DIMINISHING PRODUCTIVITY OF DEBT – Is the phenomena of decreasing real productivity gains for a given amount of debt creation. In a non-saturated economy, the introduction of credit does work to increase productivity. However, approaching the Macroeconomic Debt Saturation point, the productivity gain begins to decrease, and at the saturation point is zero, turning negative as we get beyond the Debt Saturation point.
This hypothesis makes total logical sense and is in keeping with nearly every facet of traditional microeconomics. It’s only logical that the behavior would show up in any macroeconomic framework that properly builds on a microeconomic theoretical foundation. I tend to think the trend line on his chart demonstrates a troubling current phenomena.
His second, more speculative hypothesis is that we have hit a debt saturation point. Nathan describes this phenomena below.
DEBT SATURATION – Occurs when collective income can no longer service more principal and interest under current credit terms & conditions. Debt saturation can occur for you personally, for your family, and it can occur for the people collectively. It can also occur, and has occurred, for local municipalities, city, state, and Federal governments, as well as corporations (financials in particular). Because the same income earners ultimately are responsible for all these debt (a key concept), there is a point that occurs overall, that point I call Macroeconomic Debt Saturation. Debt saturation can occur and then recur as credit terms are changed – for example, the lowering of interest rates moves the allowable amount of debt prior to reaching saturation up.
This would imply that continuing to carry more debt is now reducing rather than enhancing our GDP. In other words, we lose more than we gain.

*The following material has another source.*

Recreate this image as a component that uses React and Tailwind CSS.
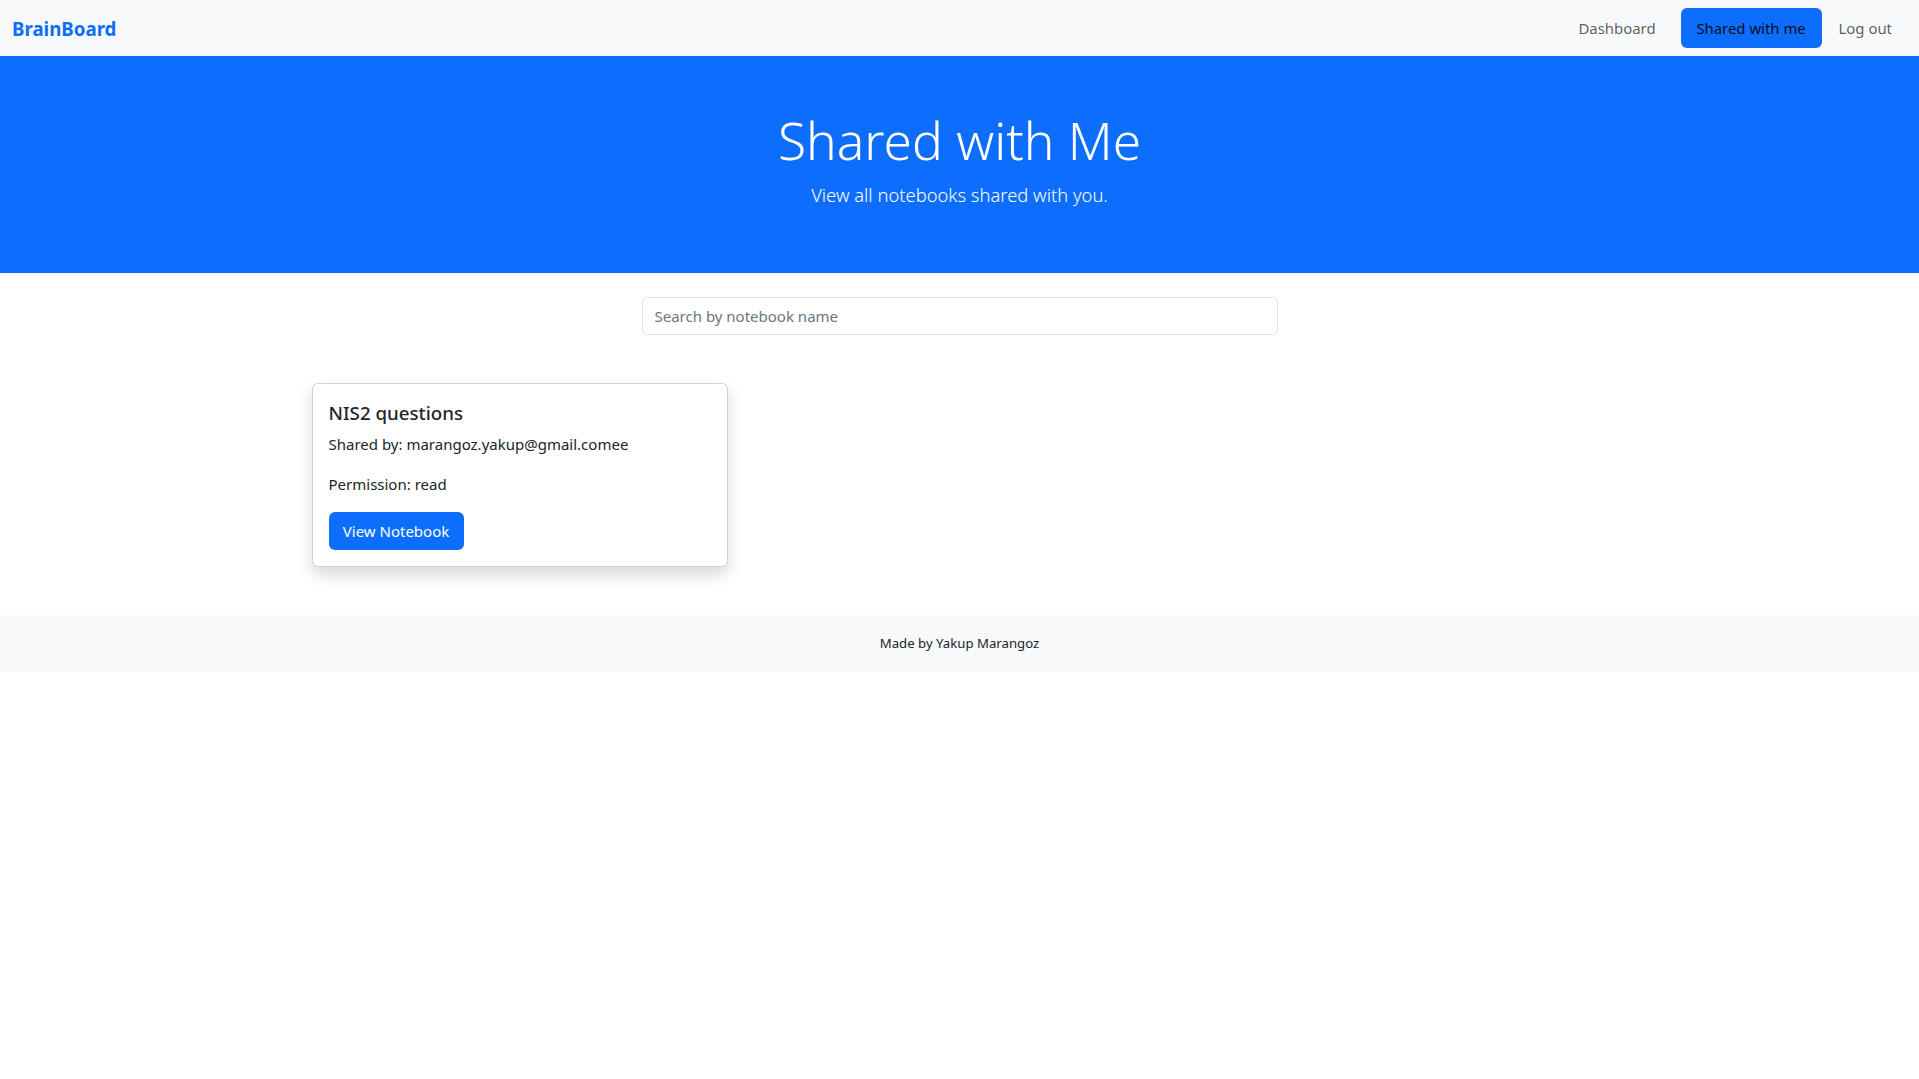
import React from "react";

export default function App() {
  return (
    <div className="min-h-screen bg-white font-['Noto_Sans',sans-serif] text-[#212529] text-[15px] leading-6">
      <nav className="h-14 bg-[#f8f9fa] flex items-center justify-between pl-3 pr-[19px]">
        <a className="pt-[2px] text-[18.7px] font-bold text-[#0d6efd] leading-[30px]">BrainBoard</a>
        <div className="flex items-center">
          <a className="px-2 py-2 text-[14.9px] text-black/65">Dashboard</a>
          <a className="ml-[17px] h-10 w-[141px] flex items-center justify-center rounded-md bg-[#0d6efd] text-[14.9px] text-black/90">
            Shared with me
          </a>
          <a className="ml-[9px] px-2 py-2 text-[14.9px] text-black/65">Log out</a>
        </div>
      </nav>

      <header className="bg-[#0d6efd] text-white text-center py-12">
        <h1 className="pt-[3px] text-[51.5px] font-light leading-[67.2px] mb-[5px]">Shared with Me</h1>
        <p className="pt-[1px] text-[18.4px] font-light leading-[30px] mb-[15px]">View all notebooks shared with you.</p>
      </header>

      <main className="mx-auto w-[1320px] px-3 my-6">
        <div className="flex justify-center mb-12">
          <input
            type="text"
            placeholder="Search by notebook name"
            className="w-[636px] h-[38px] px-3 rounded-md border border-[#dee2e6] bg-white text-[15px] placeholder:text-[#6c757d] outline-none"
          />
        </div>
        <div className="grid grid-cols-3 gap-6">
          <div className="mb-6 rounded-md border border-black/[0.175] bg-white shadow-[0_8px_16px_rgba(0,0,0,0.15)]">
            <div className="p-4">
              <h5 className="pt-[1px] text-[18.7px] font-medium leading-6 mb-[7px]">NIS2 questions</h5>
              <p className="mb-4">Shared by: marangoz.yakup@gmail.comee</p>
              <p className="mb-4">Permission: read</p>
              <button className="h-[38px] w-[135px] rounded-md bg-[#0d6efd] text-white text-[15px]">View Notebook</button>
            </div>
          </div>
        </div>
      </main>

      <footer className="bg-[#f8f9fa] py-4 text-center">
        <p className="text-[13.2px] leading-6">Made by Yakup Marangoz</p>
      </footer>
    </div>
  );
}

It’s possible, and the final two years of his chart suggest we’ve hit that particular inflection point with respect to the continued influence of “stimulus” on the economy.
It’s fair to point out that Nathan isn’t a lonely exponent of this point of view. CBO Director Douglas Elmendorf has offered a similar analysis during testimony in front of the US Senate. Thus we have a respectable theory backed by qualified expert opinion. The only factor preventing me from endorsing the Debt Saturation hypothesis outright is the fact that our supporting data trend has only two consecutive confirming points.**
In conclusion, we have a confirmed negative trend that may well turn full-blown dangerous to our economic commonweal. Or as Axl Rose would have put it:
But that old man he’s a real [Deceny Edit]
Gonna kick him on down the line
And that blessed event will have to happen soon or else the American Economy can tighten its shoes for the long walk home.
* – The song also has a tragic back story similar to “Helter Skelter” by The Beatles. The gunman who perpetrated mass murder at Va. Tech was fond of the song.
** – N=2 doesn’t make for a tight 95% Confidence Interval.